Peneliti dari Lowy Institute menilai kerusuhan dikarenakan ketimpangan pengembangan infrastruktur dan pemenuhan kebutuhan dasar di Honiara dan wilayah lain, terutama dengan mayoritas pekerja Asia di sektor konstruksi.
Respons Internasional terkait Kerusuhan di Solomon
China menyatakan kekhawatirannya mengenai keadaan di kepulauan Solomon, termasuk serangan yang dialami masyarakat China dan dampaknya pada bisnis di Honiara. Juru bicara Kementerian Luar Negeri China, Zhao Lijian, menyatakan otoritas setempat sudah meminta pemerintah lokal untuk mengambil semua langkah yang diperlukan untuk melindungi keamanan masyarakat China.

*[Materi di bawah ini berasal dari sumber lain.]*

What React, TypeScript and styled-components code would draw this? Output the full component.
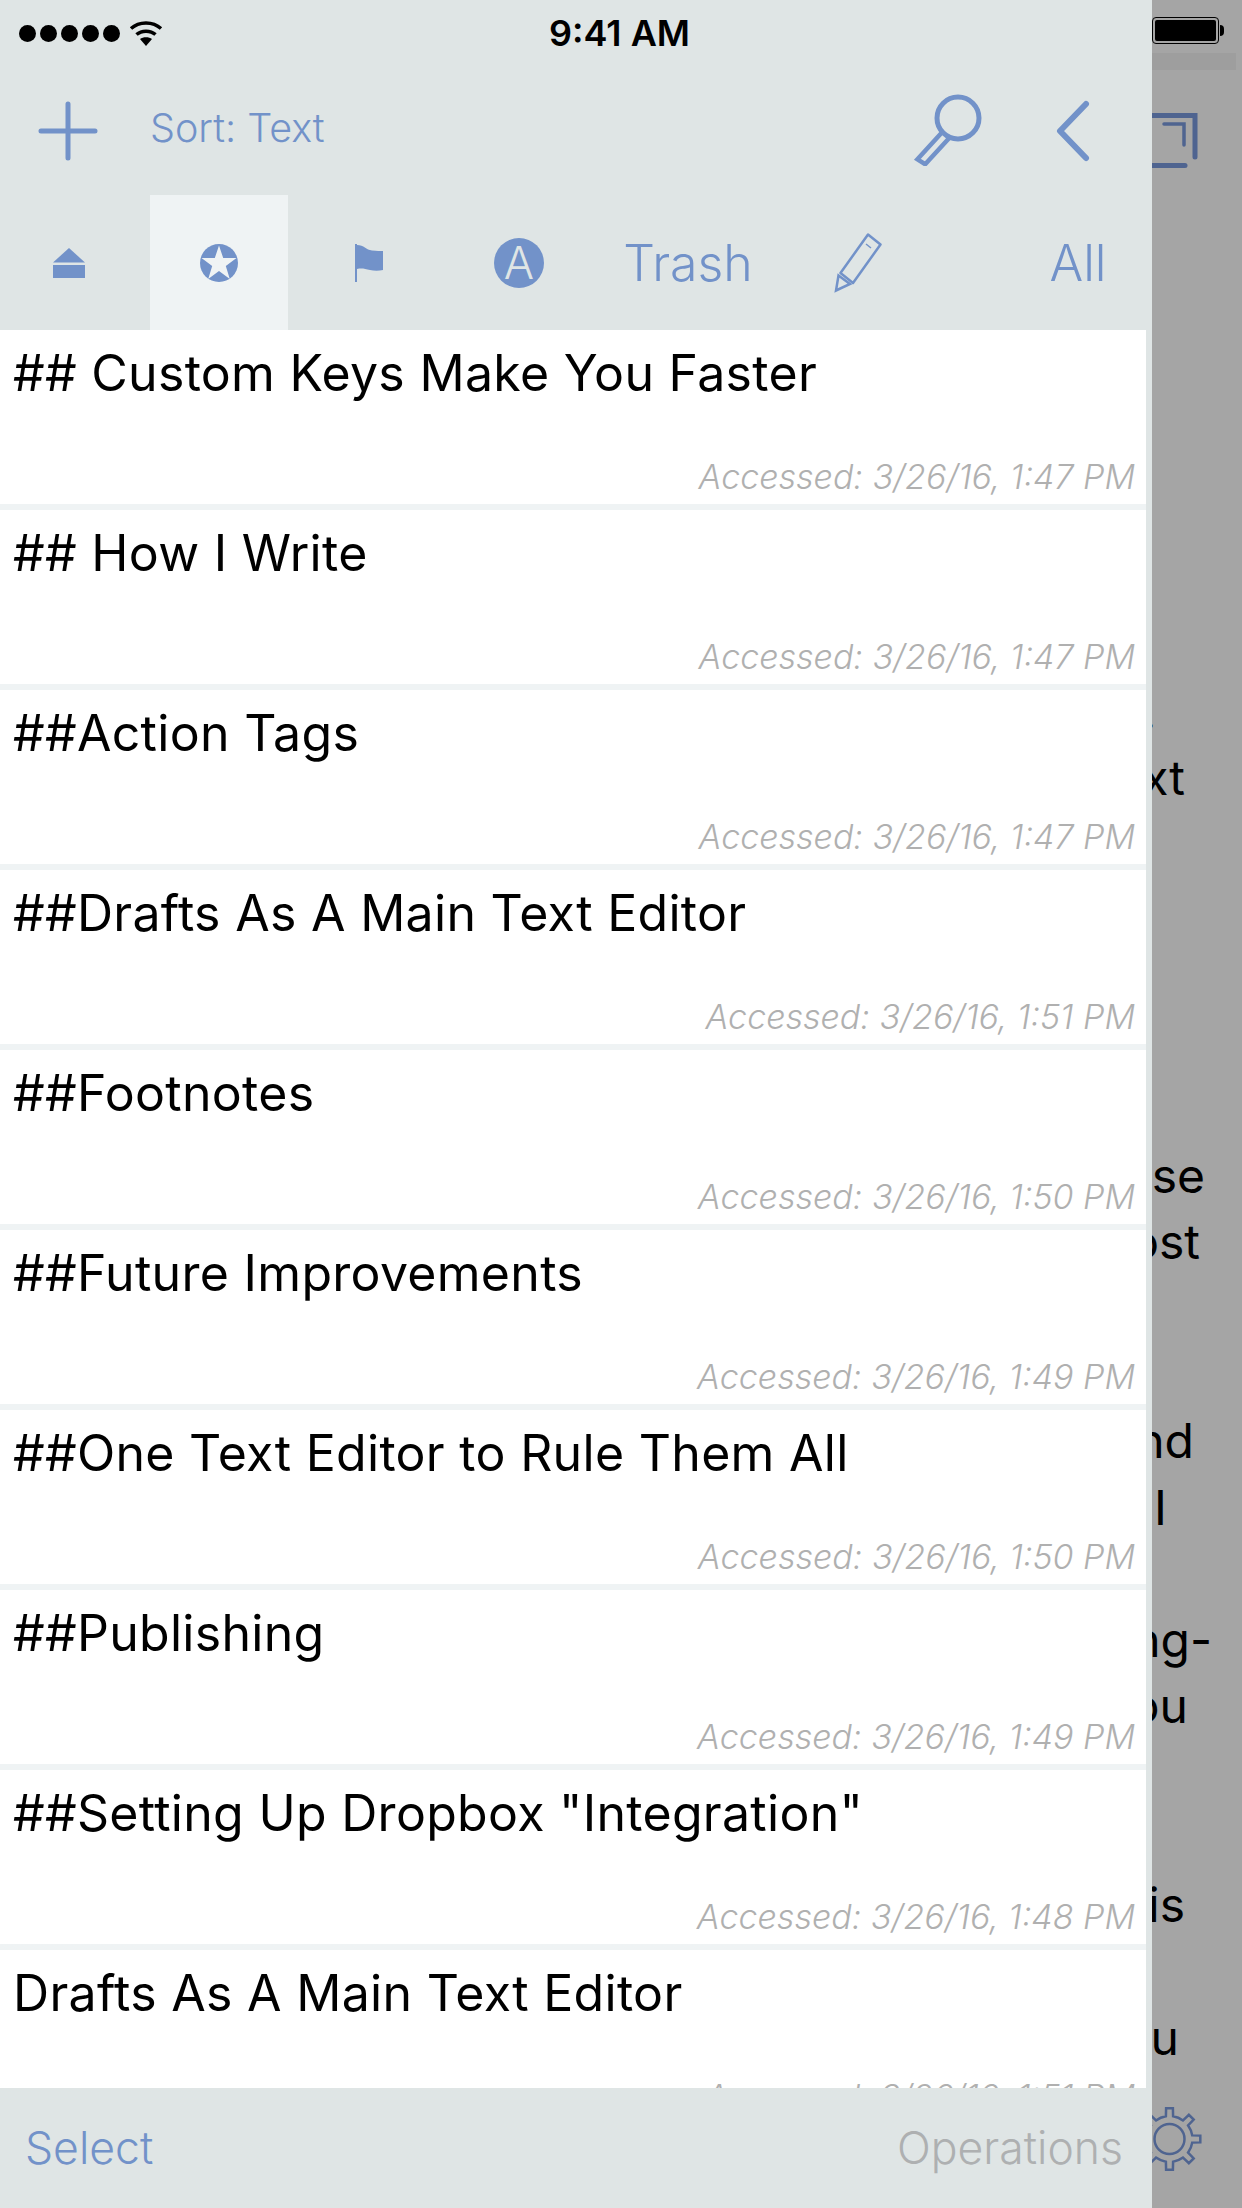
import React, { FunctionComponent } from "react"
import styled, { createGlobalStyle } from "styled-components"

const BLUE = "#7292c9"
const BAR = "#dfe5e5"
const LIGHT = "#eff3f4"
const DIM_BLUE = "#4f6490"
const SANS = `Inter, "Liberation Sans", sans-serif`

const GlobalStyle = createGlobalStyle`
    html, body {
        margin: 0;
        padding: 0;
        background: #a5a5a5;
        font-family: ${SANS};
    }
`

const Screen = styled.div`
    display: flex;
    width: 1242px;
    height: 2208px;
    overflow: hidden;
`

const Panel = styled.div`
    display: flex;
    flex-direction: column;
    flex: 0 0 1152px;
    background: ${BAR};
`

const StatusBar = styled.div`
    position: relative;
    display: flex;
    align-items: center;
    height: 66px;
    padding-left: 19px;
`

const Dots = styled.div`
    display: flex;
    gap: 4px;
`

const Dot = styled.span`
    width: 17px;
    height: 17px;
    border-radius: 50%;
    background: #000;
`

const Wifi = styled.svg`
    width: 34px;
    height: 26px;
    margin-left: 9px;
`

const Clock = styled.div`
    flex: 1;
    margin-left: 386px;
    font-size: 36px;
    font-weight: 600;
    color: #000;
    white-space: nowrap;
`

const Toolbar = styled.div`
    display: flex;
    align-items: center;
    height: 129px;
    padding-left: 38px;
`

const SortLabel = styled.div`
    margin-left: 52px;
    margin-top: -6px;
    font-size: 39.5px;
    font-weight: 300;
    color: ${BLUE};
    flex: 1;
`

const SearchIcon = styled.svg`
    width: 72px;
    height: 72px;
    margin-top: -2px;
`

const BackIcon = styled.svg`
    width: 40px;
    height: 64px;
    margin-left: 66px;
    margin-right: 61px;
`

const Tabs = styled.div`
    display: flex;
    gap: 12px;
    height: 135px;
`

const Tab = styled.div<{ $width?: number; $active?: boolean; $push?: boolean }>`
    display: flex;
    align-items: center;
    justify-content: center;
    flex: 0 0 ${props => props.$width || 138}px;
    margin-left: ${props => (props.$push ? "auto" : "0")};
    margin-right: ${props => (props.$push ? "4px" : "0")};
    background: ${props => (props.$active ? LIGHT : "transparent")};
    color: ${BLUE};
    font-size: 50px;
    font-weight: 300;
`

const LetterBadge = styled.span`
    display: flex;
    align-items: center;
    justify-content: center;
    width: 50px;
    height: 50px;
    border-radius: 50%;
    background: ${BLUE};
    color: ${BAR};
    font-size: 45px;
    font-weight: 300;
`

const List = styled.div`
    flex: 1;
    min-height: 0;
    overflow: hidden;
    margin-right: 6px;
`

const Row = styled.div`
    display: flex;
    flex-direction: column;
    justify-content: space-between;
    box-sizing: border-box;
    height: 180px;
    padding: 13px 11px 9px 13px;
    background: #fff;
    border-bottom: 6px solid ${LIGHT};
`

const Title = styled.div`
    font-size: 50px;
    line-height: 60px;
    letter-spacing: 0.3px;
    color: #000;
    white-space: nowrap;
`

const Meta = styled.div`
    align-self: flex-end;
    font-size: 34px;
    line-height: 36px;
    font-style: italic;
    font-weight: 300;
    color: #b0b0b0;
    white-space: nowrap;
`

const BottomBar = styled.div`
    display: flex;
    align-items: center;
    justify-content: space-between;
    height: 120px;
    padding: 0 29px 0 25px;
    font-size: 44.5px;
    font-weight: 300;
`

const BarLabel = styled.div<{ $disabled?: boolean }>`
    color: ${props => (props.$disabled ? "#aeb0b1" : BLUE)};
`

const Peek = styled.div`
    display: flex;
    flex-direction: column;
    flex: 1;
    min-width: 0;
    overflow: hidden;
    background: #a5a5a5;
`

const Battery = styled.div`
    position: relative;
    flex: none;
    box-sizing: border-box;
    width: 67px;
    height: 27px;
    margin-top: 17px;
    padding: 2px;
    border: 1px solid #000;
    border-radius: 4px;

    &::before {
        content: "";
        display: block;
        height: 100%;
        background: #000;
        border-radius: 2px;
    }

    &::after {
        content: "";
        position: absolute;
        left: 67px;
        top: 7px;
        width: 4px;
        height: 11px;
        background: #000;
        border-radius: 0 4px 4px 0;
    }
`

const Band = styled.div`
    flex: none;
    width: 84px;
    height: 17px;
    margin-top: 9px;
    background: #9e9e9e;
`

const FrameIcon = styled.svg`
    flex: none;
    width: 46px;
    height: 56px;
    margin-top: 43px;
`

const EditorLines = styled.div`
    margin-top: 510px;
`

const EditorLine = styled.div<{ $right: number }>`
    display: flex;
    justify-content: flex-end;
    width: ${props => props.$right}px;
    height: 66.3px;
    font-size: 48px;
    line-height: 66px;
    color: #000;
    white-space: nowrap;
`

const GearIcon = styled.svg`
    flex: none;
    width: 52px;
    height: 68px;
    margin-top: auto;
    margin-bottom: 35px;
`

interface IEntry {
    title: string
    time: string
}

const entries: IEntry[] = [
    { title: "## Custom Keys Make You Faster", time: "1:47 PM" },
    { title: "## How I Write", time: "1:47 PM" },
    { title: "##Action Tags", time: "1:47 PM" },
    { title: "##Drafts As A Main Text Editor", time: "1:51 PM" },
    { title: "##Footnotes", time: "1:50 PM" },
    { title: "##Future Improvements", time: "1:49 PM" },
    { title: "##One Text Editor to Rule Them All", time: "1:50 PM" },
    { title: "##Publishing", time: "1:49 PM" },
    { title: '##Setting Up Dropbox "Integration"', time: "1:48 PM" },
    { title: "Drafts As A Main Text Editor", time: "1:51 PM" },
]

// text of the editor behind the panel, only the line ends stick out
const editorLines: { text: string; right: number }[] = [
    { text: ".", right: 4 },
    { text: "text", right: 33 },
    { text: "", right: 0 },
    { text: "", right: 0 },
    { text: "", right: 0 },
    { text: "", right: 0 },
    { text: "", right: 0 },
    { text: "use", right: 53 },
    { text: "most", right: 48 },
    { text: "", right: 0 },
    { text: "", right: 0 },
    { text: "and", right: 42 },
    { text: "I", right: 15 },
    { text: "on", right: 1 },
    { text: "long-", right: 60 },
    { text: "you", right: 36 },
    { text: "", right: 0 },
    { text: "", right: 0 },
    { text: "this", right: 33 },
    { text: "", right: 0 },
    { text: "you", right: 27 },
]

const gearPath = (cx: number, cy: number, teeth: number) => {
    const outer = 31
    const root = 23
    const step = (Math.PI * 2) / teeth
    const point = (r: number, a: number) =>
        `${(cx + r * Math.sin(a)).toFixed(2)} ${(cy - r * Math.cos(a)).toFixed(2)}`
    let d = ""
    for (let i = 0; i < teeth; i++) {
        const a = i * step
        d += `${i === 0 ? "M" : "L"}${point(root, a - step * 0.2)} `
        d += `L${point(outer, a - step * 0.14)} `
        d += `L${point(outer, a + step * 0.14)} `
        d += `L${point(root, a + step * 0.2)} `
        d += `A${root} ${root} 0 0 1 ${point(root, a + step * 0.8)} `
    }
    return d + "Z"
}

const PlusIcon: FunctionComponent = () => (
    <svg width="60" height="60" viewBox="0 0 60 60">
        <path
            d="M30 3V57M3 30H57"
            stroke={BLUE}
            strokeWidth="5"
            strokeLinecap="round"
        />
    </svg>
)

const EjectIcon: FunctionComponent = () => (
    <svg width="32" height="30" viewBox="0 0 32 30">
        <path d="M16 0L32 14.5H0Z" fill={BLUE} />
        <rect x="0" y="17" width="32" height="13" fill={BLUE} />
    </svg>
)

const StarIcon: FunctionComponent = () => (
    <svg width="38" height="38" viewBox="0 0 38 38">
        <circle cx="19" cy="19" r="19" fill={BLUE} />
        <path
            d="M19 1.500L23.200 14H36.500L25.800 22L29.800 35L19 27L8.200 35L12.200 22L1.500 14H14.800Z"
            fill={LIGHT}
        />
    </svg>
)

const FlagIcon: FunctionComponent = () => (
    <svg width="30" height="38" viewBox="0 0 30 38">
        <path d="M1 0H3V38H1Z" fill={BLUE} />
        <path
            d="M3 1C10 1 12 6 18 6.500C23 7 26 7 29 7V26C25 27 20 27 16 26C11 25 8 24 3 25Z"
            fill={BLUE}
        />
    </svg>
)

const PencilIcon: FunctionComponent = () => (
    <svg width="48" height="60" viewBox="0 0 48 60" fill="none">
        <g stroke={BLUE} strokeWidth="2.500">
            <path d="M34 1.500L46.500 11.500L19 50L6.500 40Z" strokeLinejoin="round" />
            <path d="M4.500 42.500L2 57.500L16 51Z" />
            <path d="M32 11L37 15" strokeWidth="1.500" />
        </g>
    </svg>
)

const App: FunctionComponent = () => {
    return (
        <Screen>
            <GlobalStyle />
            <Panel>
                <StatusBar>
                    <Dots>
                        <Dot />
                        <Dot />
                        <Dot />
                        <Dot />
                        <Dot />
                    </Dots>
                    <Wifi viewBox="0 0 34 26" fill="none">
                        <path
                            d="M2 8.500C10 1 24 1 32 8.500M7.500 14.500C12.500 10 21.500 10 26.500 14.500"
                            stroke="#000"
                            strokeWidth="3.500"
                        />
                        <path d="M11 19C14 16.500 20 16.500 23 19L17 26Z" fill="#000" />
                    </Wifi>
                    <Clock>9:41 AM</Clock>
                </StatusBar>
                <Toolbar>
                    <PlusIcon />
                    <SortLabel>Sort: Text</SortLabel>
                    <SearchIcon viewBox="0 0 72 72" fill="none" stroke={BLUE}>
                        <circle cx="45" cy="24" r="21" strokeWidth="5" />
                        <path
                            d="M32 39L3 63L10 69L38 46"
                            strokeWidth="4.500"
                            transform="rotate(-8 20 54)"
                        />
                    </SearchIcon>
                    <BackIcon viewBox="0 0 40 64" fill="none">
                        <path
                            d="M35 5L9 32L35 59"
                            stroke={BLUE}
                            strokeWidth="6"
                            strokeLinecap="round"
                            strokeLinejoin="round"
                        />
                    </BackIcon>
                </Toolbar>
                <Tabs>
                    <Tab>
                        <EjectIcon />
                    </Tab>
                    <Tab $active>
                        <StarIcon />
                    </Tab>
                    <Tab>
                        <FlagIcon />
                    </Tab>
                    <Tab>
                        <LetterBadge>A</LetterBadge>
                    </Tab>
                    <Tab $width={176}>Trash</Tab>
                    <Tab $width={140}>
                        <PencilIcon />
                    </Tab>
                    <Tab $width={140} $push>
                        All
                    </Tab>
                </Tabs>
                <List>
                    {entries.map(entry => (
                        <Row key={entry.title}>
                            <Title>{entry.title}</Title>
                            <Meta>Accessed: 3/26/16, {entry.time}</Meta>
                        </Row>
                    ))}
                </List>
                <BottomBar>
                    <BarLabel>Select</BarLabel>
                    <BarLabel $disabled>Operations</BarLabel>
                </BottomBar>
            </Panel>
            <Peek>
                <Battery />
                <Band />
                <FrameIcon viewBox="0 0 46 56" fill="none" stroke={DIM_BLUE}>
                    <path d="M0 2.500H43V44" strokeWidth="5" strokeLinecap="round" />
                    <path d="M0 52.500H33" strokeWidth="5" strokeLinecap="round" />
                    <path d="M12 11H32V32" strokeWidth="3.500" strokeLinecap="round" />
                </FrameIcon>
                <EditorLines>
                    {editorLines.map((line, i) => (
                        <EditorLine key={i} $right={line.right}>
                            {line.text}
                        </EditorLine>
                    ))}
                </EditorLines>
                <GearIcon viewBox="0 0 52 68" fill="none" stroke={DIM_BLUE}>
                    <path d={gearPath(17.5, 34, 8)} strokeWidth="2.500" />
                    <circle cx="17.500" cy="34" r="15" strokeWidth="2.500" />
                </GearIcon>
            </Peek>
        </Screen>
    )
}

export default App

Zhao menambahkan bahwa China percaya di bawah kepemimpinan PM Sogavare, keadaan sosial dan keamanan di kepulauan Solomon akan kembali stabil dengan cepat.
Di sisi lain, sesuai permintaan dari Perdana Menteri setempat, Australia mengirimkan bantuan yakni sekitar 100 anggota polisi dan militer Australia untuk mengamankan situasi. Pengiriman bantuan ke pulau Pasifik ini didasari perjanjian keamanan bilateral untuk mendampingi dan mendukung Kepolisian Kepulauan Solomon atau Royal Solomon Islands Police Force (RSIPF). Kepolisian Australia mulai mengambil kendali di titik-titik penting di sekitar Honiara.
Menteri Luar Negeri Australia, Marise Payne, menyatakan ketidaksetujuan mengenai negara asing yang memprovokasi kerusuhan. Payne menambahkan bahwa Australia tidak menginginkan adanya kekerasan dan berharap keadaan menjadi lebih stabil. Perdana Menteri Australia, Scott Morrison, menyatakan Australia akan membantu polisi mengembalikan keadaan dengan melindungi infrastruktur kritis, namun Australia tidak akan melindungi bangunan nasional atau parlemen untuk menunjukkan kenetralan Australia.
Hubungan Australia-Kepulauan Solomon sudah dibentuk sejak tahun 2017 lalu disaat Sogavare meminta bantuan Australia menjadi penjaga perdamaian di Kepulauan Solomon. Pada tahun 2017 lalu, Australia memimpin Regional Assistance Mission to Solomon Islands atau Misi Bantuan Regional untuk Kepulauan Solomon untuk membantu isu konflik etnis sejak tahun 2003 lalu. Hubungan tersebut masih dibangun hingga sekarang.